Even allowing for unprecedented secondhand values, it’s hard not to gape at the six-figure consistency of that second bounce. Whether or not the Speedster is ‘worth’ that kind of outlay hardly seems pertinent anymore (although it’s notable that the open-top GT3 is still in the shadow of the GT2 RS when it comes to silly-money 991s); as we all know, the market for low volume Porsches departed virtually all real-world considerations years ago. Is the Speedster fabulously good to drive? Yes. Is it more than £200k superior to a 991 GTS Cabriolet? No.
Of course, the upside is that the GTS will gently depreciate to the point where a mere mortal might consider it attainable, and chances are it will earn more affection from its owner than most Speedsters ever will - if only because the GTS is almost certain to accrue many more miles. Not every example of the Speedster’s 1,948 production run will be confined to a climate-controlled collection (even this one has notched up a decent-ish 6k since 2019) but it would take a certain sort of intrepid individual to throw any financial consideration to the wind, and use the Speedster as a daily.
Obviously, there are more than a few people with pockets plenty deep enough to blithely shrug off the implications of frequent use, but they tend to be the sort of people who aren’t accustomed to the idea of a ‘daily’ in the first place - unless we’re talking about helicopters. No, whether by choice or circumstance, most Speedsters will seldom see the light of day. And while there are many more things to mourn or care about at the moment, that does seem a shame.

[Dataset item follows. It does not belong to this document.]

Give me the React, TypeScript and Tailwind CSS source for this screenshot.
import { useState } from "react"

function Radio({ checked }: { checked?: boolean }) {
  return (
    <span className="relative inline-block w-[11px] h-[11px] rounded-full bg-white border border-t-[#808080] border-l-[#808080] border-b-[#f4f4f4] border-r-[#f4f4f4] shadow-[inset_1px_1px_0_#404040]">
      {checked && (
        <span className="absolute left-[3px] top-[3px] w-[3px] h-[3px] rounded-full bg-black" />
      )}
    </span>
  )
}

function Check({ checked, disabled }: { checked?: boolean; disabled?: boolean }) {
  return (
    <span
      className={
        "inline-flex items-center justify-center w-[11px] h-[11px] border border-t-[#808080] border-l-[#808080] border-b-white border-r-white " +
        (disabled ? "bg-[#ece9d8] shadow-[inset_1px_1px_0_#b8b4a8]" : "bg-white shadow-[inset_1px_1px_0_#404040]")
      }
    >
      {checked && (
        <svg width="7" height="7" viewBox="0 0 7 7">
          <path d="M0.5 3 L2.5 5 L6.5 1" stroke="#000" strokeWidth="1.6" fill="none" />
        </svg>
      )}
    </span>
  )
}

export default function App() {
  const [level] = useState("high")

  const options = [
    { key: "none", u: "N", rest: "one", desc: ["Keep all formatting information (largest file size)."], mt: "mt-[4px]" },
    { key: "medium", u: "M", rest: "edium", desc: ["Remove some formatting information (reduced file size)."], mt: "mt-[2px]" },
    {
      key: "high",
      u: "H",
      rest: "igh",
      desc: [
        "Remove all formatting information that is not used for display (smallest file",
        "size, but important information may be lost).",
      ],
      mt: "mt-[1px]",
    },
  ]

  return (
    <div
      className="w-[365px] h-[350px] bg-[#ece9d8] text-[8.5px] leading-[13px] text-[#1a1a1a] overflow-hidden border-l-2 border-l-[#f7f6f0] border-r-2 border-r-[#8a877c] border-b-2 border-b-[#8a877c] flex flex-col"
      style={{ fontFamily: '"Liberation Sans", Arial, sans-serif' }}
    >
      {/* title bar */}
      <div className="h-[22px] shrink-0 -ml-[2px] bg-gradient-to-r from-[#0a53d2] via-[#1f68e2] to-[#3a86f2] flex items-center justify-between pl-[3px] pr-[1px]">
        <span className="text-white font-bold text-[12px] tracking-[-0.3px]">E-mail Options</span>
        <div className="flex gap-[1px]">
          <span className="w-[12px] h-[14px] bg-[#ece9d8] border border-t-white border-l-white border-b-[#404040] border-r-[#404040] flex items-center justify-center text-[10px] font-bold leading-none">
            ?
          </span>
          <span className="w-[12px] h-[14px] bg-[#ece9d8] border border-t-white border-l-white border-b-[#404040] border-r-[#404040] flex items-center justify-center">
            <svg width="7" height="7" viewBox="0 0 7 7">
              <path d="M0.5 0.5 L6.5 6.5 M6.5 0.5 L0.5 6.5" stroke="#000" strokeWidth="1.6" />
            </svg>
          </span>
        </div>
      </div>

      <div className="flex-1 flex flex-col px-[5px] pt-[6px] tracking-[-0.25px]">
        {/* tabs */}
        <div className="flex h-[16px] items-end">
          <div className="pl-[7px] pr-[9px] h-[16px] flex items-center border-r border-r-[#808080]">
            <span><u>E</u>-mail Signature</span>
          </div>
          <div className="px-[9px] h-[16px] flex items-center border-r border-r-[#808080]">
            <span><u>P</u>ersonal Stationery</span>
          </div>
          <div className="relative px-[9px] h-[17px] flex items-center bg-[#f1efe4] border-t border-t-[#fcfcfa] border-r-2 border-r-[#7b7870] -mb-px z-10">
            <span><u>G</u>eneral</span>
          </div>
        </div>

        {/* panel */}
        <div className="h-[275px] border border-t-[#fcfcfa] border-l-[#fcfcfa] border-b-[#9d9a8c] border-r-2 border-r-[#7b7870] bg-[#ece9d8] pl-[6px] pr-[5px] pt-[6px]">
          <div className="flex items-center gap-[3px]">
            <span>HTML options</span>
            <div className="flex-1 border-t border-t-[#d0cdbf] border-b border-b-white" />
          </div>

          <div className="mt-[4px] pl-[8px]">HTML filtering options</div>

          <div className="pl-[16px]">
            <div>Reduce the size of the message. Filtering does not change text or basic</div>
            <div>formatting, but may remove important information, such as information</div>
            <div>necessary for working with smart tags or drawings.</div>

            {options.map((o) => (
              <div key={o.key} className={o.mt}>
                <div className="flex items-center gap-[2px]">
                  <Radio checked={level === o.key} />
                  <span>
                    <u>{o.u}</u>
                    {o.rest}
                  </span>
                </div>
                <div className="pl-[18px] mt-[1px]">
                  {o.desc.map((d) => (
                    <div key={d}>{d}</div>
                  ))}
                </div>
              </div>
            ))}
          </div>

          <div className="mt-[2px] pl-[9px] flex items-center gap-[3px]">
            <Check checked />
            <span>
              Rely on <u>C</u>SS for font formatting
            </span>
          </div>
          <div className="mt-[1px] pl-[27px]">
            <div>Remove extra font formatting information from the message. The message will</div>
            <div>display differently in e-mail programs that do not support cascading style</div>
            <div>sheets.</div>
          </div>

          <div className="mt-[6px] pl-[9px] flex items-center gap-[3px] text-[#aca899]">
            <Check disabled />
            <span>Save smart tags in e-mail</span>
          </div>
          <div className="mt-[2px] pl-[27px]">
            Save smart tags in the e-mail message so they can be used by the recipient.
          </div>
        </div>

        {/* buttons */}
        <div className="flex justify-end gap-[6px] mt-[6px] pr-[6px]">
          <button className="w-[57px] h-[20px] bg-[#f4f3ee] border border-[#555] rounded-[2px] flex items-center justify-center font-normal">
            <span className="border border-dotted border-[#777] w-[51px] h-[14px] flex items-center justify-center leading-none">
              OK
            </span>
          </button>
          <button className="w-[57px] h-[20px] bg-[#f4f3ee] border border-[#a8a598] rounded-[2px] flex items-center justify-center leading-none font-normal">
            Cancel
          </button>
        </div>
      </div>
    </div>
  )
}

Because, cost aside, there’s no question Porsche did a job with it.
Or rather, Porsche Motorsport did. The department responsible for every GT-badged model is not accustomed to half measures, and while it is compromised by definition, the Speedster doesn’t drive like a car burdened with many. It was fascinating at the launch to learn that the team had been kicking around the concept for years, and that it started life with no roof whatsoever. The fabric one that it did earn - by dint of it being at least partly manual - is plainly not meant to be used unless absolutely necessary. Make no mistake, the 510hp Speedster is all about frolicking topless.
It does this about as well as any convertible you’d care to imagine. Sure, there are prettier alternatives; certainly lighter ones, with larger engines. But the best performance cars are typically about cohesiveness, and the constituent parts of the Speedster go together like a Dire Straits album. It goes about its business so well that you even forget the nagging suspicion that a GT3 shorn of the roof probably shouldn’t be considered a GT3 at all, no matter how fast or feelsome. Should you buy one with all the money in the world? Well, a cheaper (but still stupendously expensive) 991 Touring still easily trumps it for desirability in our book. But you could have one of those, too. Encouragingly, both look good next to a chopper.